A Picture of the Human Condition
Beckett’s Waiting for Godot was one of the very best plays of the decade (1950—60). Its two tramps, with their boredom, their fear of pain, their shreds of love and hate, are a surprisingly effective version of the whole human condition—a condition for which action is no answer, chiefly because there is no obvious action to be taken, ‘nothing to be done’. Beckett comes to a nihilistic conclusion.
A Synopsis of the Play
One evening, on a lonely country road near a tree, two elderly men—half-tramp, half-clown—are waiting for someone of the name of Godot who, they hope, will do something for them. The two men, Estragon (“Gogo”) and Vladimir (“Didi”) are not sure what exactly Godot will do for them, any more than they know for certain whether they have come to the right place on the appointed day. They occupy the time as best they can until the arrival there of Pozzo, a local landowner, on his way to the fair to sell his slave Lucky. Pozzo halts a while with Estragon and Vladimir, eats a meal in their presence, even granting them the bones which his slave rejects, and then in gratitude for their society makes Lucky dance and next think aloud for their entertainment. The three become so agitated by Lucky’s intellectual performance that they all set upon him and silence him. Soon Pozzo takes his leave, driving Lucky before him. Estragon and Vladimir have not been alone many moments together before a small boy appears with the news that Mr. Godot “won’t come this evening but surely tomorrow”. The boy departs; night falls, abruptly; and after briefly contemplating suicide by hanging themselves from the tree, the two men decide to leave but, despite their decision to go, do not move as the curtain falls.

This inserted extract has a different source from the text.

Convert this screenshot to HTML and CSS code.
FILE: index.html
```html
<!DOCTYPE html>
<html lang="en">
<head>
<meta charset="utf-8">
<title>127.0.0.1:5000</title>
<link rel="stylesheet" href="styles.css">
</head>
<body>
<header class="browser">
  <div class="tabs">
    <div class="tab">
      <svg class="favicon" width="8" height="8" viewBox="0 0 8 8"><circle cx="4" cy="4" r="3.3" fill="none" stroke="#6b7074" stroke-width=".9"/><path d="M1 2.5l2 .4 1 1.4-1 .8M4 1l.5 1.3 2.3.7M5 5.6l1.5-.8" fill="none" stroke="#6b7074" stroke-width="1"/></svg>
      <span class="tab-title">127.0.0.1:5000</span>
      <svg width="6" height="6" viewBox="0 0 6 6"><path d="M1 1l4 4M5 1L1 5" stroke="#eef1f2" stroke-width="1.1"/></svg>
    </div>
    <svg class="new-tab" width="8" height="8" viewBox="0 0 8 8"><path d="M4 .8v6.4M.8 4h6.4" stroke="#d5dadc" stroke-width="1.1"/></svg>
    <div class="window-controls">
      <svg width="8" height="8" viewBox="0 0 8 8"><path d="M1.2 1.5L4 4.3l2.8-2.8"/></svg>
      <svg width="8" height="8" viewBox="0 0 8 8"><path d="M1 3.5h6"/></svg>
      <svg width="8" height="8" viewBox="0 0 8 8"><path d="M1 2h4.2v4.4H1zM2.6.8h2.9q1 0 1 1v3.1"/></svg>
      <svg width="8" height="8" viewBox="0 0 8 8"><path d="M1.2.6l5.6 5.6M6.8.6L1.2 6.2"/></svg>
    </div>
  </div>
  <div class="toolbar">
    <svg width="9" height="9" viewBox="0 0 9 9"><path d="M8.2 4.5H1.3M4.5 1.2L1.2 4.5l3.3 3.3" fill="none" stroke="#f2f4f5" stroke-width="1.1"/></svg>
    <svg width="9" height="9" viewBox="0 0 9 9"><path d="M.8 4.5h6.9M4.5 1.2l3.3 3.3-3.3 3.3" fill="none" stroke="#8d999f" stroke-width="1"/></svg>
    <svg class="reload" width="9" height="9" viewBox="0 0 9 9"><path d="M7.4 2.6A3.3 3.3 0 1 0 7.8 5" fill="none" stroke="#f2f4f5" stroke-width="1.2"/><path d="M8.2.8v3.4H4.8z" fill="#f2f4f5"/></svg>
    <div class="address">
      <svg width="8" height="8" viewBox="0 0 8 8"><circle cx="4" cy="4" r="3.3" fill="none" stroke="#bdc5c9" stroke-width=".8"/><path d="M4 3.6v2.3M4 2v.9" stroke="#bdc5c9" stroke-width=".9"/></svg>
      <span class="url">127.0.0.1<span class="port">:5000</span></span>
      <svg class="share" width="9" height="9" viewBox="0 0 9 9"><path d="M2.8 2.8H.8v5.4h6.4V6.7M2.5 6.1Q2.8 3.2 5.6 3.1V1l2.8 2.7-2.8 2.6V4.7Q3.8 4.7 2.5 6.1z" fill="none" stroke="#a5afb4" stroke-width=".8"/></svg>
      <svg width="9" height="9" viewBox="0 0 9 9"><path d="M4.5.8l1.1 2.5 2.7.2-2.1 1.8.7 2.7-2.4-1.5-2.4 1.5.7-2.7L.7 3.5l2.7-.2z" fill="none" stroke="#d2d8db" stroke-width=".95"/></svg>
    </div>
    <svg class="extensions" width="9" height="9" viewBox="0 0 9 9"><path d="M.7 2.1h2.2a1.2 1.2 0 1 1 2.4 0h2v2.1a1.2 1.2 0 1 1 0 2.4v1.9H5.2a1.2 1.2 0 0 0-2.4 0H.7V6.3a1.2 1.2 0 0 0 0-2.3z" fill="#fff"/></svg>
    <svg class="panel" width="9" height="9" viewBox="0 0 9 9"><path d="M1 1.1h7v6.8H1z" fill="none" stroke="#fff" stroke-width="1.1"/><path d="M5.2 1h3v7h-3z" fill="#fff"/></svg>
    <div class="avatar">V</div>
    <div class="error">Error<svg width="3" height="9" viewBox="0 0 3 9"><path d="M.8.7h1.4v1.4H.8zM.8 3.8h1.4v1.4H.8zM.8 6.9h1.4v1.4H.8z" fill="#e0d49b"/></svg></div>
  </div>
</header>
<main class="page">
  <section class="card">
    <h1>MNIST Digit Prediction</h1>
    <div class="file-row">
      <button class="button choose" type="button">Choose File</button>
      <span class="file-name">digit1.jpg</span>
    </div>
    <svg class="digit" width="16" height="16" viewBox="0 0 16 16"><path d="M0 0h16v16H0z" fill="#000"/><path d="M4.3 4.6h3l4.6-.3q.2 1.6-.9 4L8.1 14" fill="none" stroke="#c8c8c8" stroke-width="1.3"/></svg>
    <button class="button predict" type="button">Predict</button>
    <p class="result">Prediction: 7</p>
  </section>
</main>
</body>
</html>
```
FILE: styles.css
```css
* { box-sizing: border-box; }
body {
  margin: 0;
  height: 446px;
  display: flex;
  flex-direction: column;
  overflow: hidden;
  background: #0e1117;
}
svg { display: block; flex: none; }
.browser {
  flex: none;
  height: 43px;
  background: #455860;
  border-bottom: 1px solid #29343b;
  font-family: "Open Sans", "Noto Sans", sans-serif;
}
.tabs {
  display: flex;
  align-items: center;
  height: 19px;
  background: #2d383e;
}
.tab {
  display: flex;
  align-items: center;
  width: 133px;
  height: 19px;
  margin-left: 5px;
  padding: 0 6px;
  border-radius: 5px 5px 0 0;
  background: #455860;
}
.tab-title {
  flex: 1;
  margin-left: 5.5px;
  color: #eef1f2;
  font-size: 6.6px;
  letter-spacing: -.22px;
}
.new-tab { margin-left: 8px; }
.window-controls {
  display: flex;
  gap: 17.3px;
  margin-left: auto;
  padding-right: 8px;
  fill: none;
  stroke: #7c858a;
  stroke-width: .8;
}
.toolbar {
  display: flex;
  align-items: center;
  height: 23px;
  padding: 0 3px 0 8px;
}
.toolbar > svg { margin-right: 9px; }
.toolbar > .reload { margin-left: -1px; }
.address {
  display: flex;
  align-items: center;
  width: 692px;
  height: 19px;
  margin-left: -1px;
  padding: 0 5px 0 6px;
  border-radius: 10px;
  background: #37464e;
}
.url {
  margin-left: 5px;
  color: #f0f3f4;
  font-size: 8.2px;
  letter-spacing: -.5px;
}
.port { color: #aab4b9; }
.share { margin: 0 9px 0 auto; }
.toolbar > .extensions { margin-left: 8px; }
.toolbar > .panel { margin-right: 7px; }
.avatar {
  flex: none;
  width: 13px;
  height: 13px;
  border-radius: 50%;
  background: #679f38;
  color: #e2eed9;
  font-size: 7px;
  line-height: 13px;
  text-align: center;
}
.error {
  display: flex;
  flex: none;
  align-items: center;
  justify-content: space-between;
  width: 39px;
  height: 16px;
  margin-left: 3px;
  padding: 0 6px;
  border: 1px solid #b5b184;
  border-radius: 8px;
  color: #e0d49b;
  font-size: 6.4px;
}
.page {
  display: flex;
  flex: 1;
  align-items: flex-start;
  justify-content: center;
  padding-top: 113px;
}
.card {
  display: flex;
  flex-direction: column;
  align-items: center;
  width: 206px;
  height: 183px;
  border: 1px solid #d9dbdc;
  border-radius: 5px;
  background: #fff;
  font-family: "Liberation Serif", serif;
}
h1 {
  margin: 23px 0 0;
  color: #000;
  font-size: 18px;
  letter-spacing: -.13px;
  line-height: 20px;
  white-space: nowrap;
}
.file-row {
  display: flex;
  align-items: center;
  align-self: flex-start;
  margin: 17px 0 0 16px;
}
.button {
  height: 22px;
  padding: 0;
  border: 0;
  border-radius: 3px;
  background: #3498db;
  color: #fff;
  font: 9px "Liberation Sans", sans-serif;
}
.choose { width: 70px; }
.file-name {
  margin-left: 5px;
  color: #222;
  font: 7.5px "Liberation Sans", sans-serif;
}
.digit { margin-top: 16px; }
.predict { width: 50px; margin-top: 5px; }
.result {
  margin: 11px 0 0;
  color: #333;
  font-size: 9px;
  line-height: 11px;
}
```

The curtain rises the next day on a scene identical except for the fact that the tree has put forth a few leaves. Vladimir is joined on the stage by Estragon and much the same things happen, except that when Pozzo and Lucky appear (from the side they made their exit in Act I), Pozzo happens to have gone blind and Lucky dumb. All four collapse on top of one another and then somehow manage to get up again. Pozzo becomes exasperated at Vladimir’s questions about time, saying furiously that life itself is only a brief instant. Pozzo leaves, driving Lucky before him, from the side he had entered in Act I. After another brief interval the boy comes again and delivers the same message as before. The sun sets; the moon rises abruptly; the two men again contemplate suicide; and then, despite their agreement to leave, make no movement as the curtain falls. So ends the play in which, as one critic has wittily put it, nothing happens, twice.